Elon Musk’s satellite network Starlink is on track to beam broadband internet everywhere in the world except the polar regions by August.
Space Exploration Technologies Corp. has launched more than 1,500 satellites so far and has Starlink operations in about a dozen countries, Musk said during a presentation at the Mobile World Congress conference on Tuesday.
The internet network, in the midst of an open beta phase, has launched more than 1,700 satellites to low-Earth orbit since 2018 and recently surpassed a “strategically significant” benchmark of 69,420 active users, Musk said. He said Starlink is already running in 12 countries and expanding. “We’re I think on our way to having a few hundred thousand users, possibly over 500,000 users within 12 months,” he added.

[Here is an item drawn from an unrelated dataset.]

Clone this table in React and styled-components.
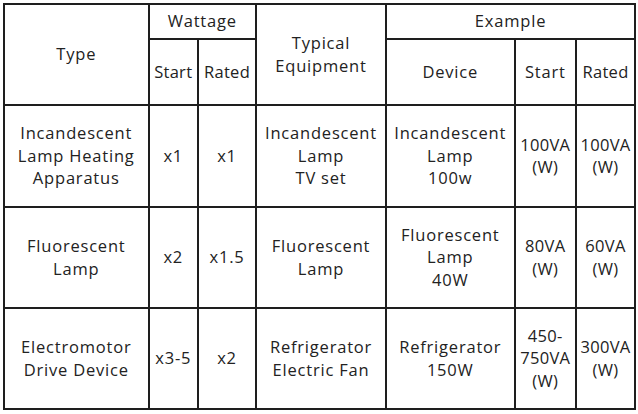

The internet service will be sold directly to consumers in the world’s most rural areas and to governments looking for better military internet connections.
While the cost of each Starlink terminal is $499 for consumers, Musk admitted at the conference that each terminal costs SpaceX double that, over $1,000.
The company has already cut the terminal cost in half from $3,000 and is aiming to reduce it to the “few hundred dollar range within the next year or two,” SpaceX president Gwynne Shotwell said in April.
Musk said the Starlink team has signed deals with two “major country” telecom operators, but he didn’t name them. He considers Starlink to be “complementary” to existing 5G providers rather than directly competing with them.
Already, the company has begun talks with the Nigerian government to make its intention known that it wants to be an operator in Africa’s largest economy according to Legit.
Most of that revenue will fund SpaceX’s Starship system, the centerpiece of Musk’s ambitions to ferry humans to the Moon and Mars.
Musk, known for tossing around wildly ambitious development timelines such as launching the first orbital Starship test launch could come sometime in “the next few months.”